Another possibility is that one or more asteroids collided somewhere in deep space—most likely in the asteroid belt between Mars and Jupiter—and an ensemble of cosmic shrapnel traveled en masse to Earth. The result would have been an uptick in cratering that persisted not over days, as in the case of the breakup of a common parent asteroid, but over a million or so years. Scientists are aware of only one such event—known as an impact cluster—in Earth’s history, and it occurred roughly 460 million years ago. “We think an asteroid parent body broke up somewhere in the solar system and sent material flying towards Earth,” said Kenny.
The impact cluster scenario might be more likely, Nicholson and his colleagues suggested. That’s because a third large crater—the 24-kilometer-diameter Boltysh crater in central Ukraine—also dates to around 66 million years ago. Research published last year suggested that Boltysh formed just 650,000 years after the Chicxulub impact.
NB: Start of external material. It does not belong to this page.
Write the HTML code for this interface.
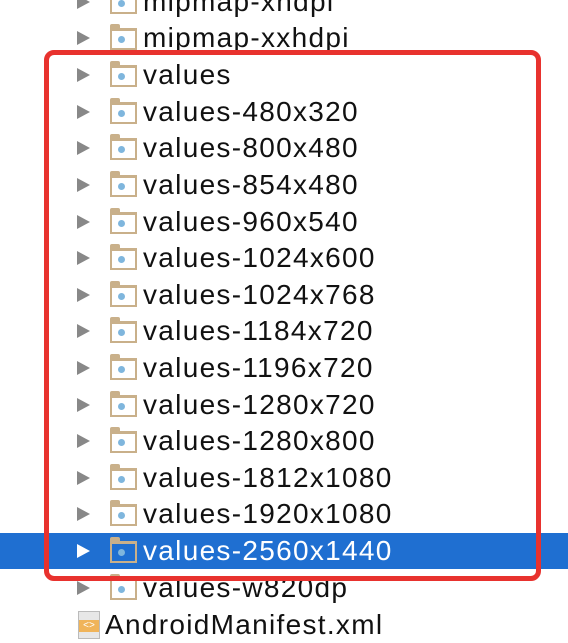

There’s also the possibility that Nadir crater was simply created by an unrelated impact, Nicholson and his colleagues acknowledged. Perhaps a stroke of bad cosmic luck led to Earth being pummeled in relatively close succession.
Going Deep
It’s clearly key to more precisely constrain the age of Nadir crater, Nicholson and his collaborators maintain. Right now, the uncertainty in the structure’s age is about a million years, and that’s too large to discriminate between the breakup of a common parent asteroid and impact cluster scenarios. Drilling sediment cores from the crater would allow scientists to look for stratigraphic signatures like the iridium layer from Chicxulub that could yield a much more precise date. Nicholson and his colleagues recently submitted a drilling proposal to the International Ocean Discovery Program to do just that.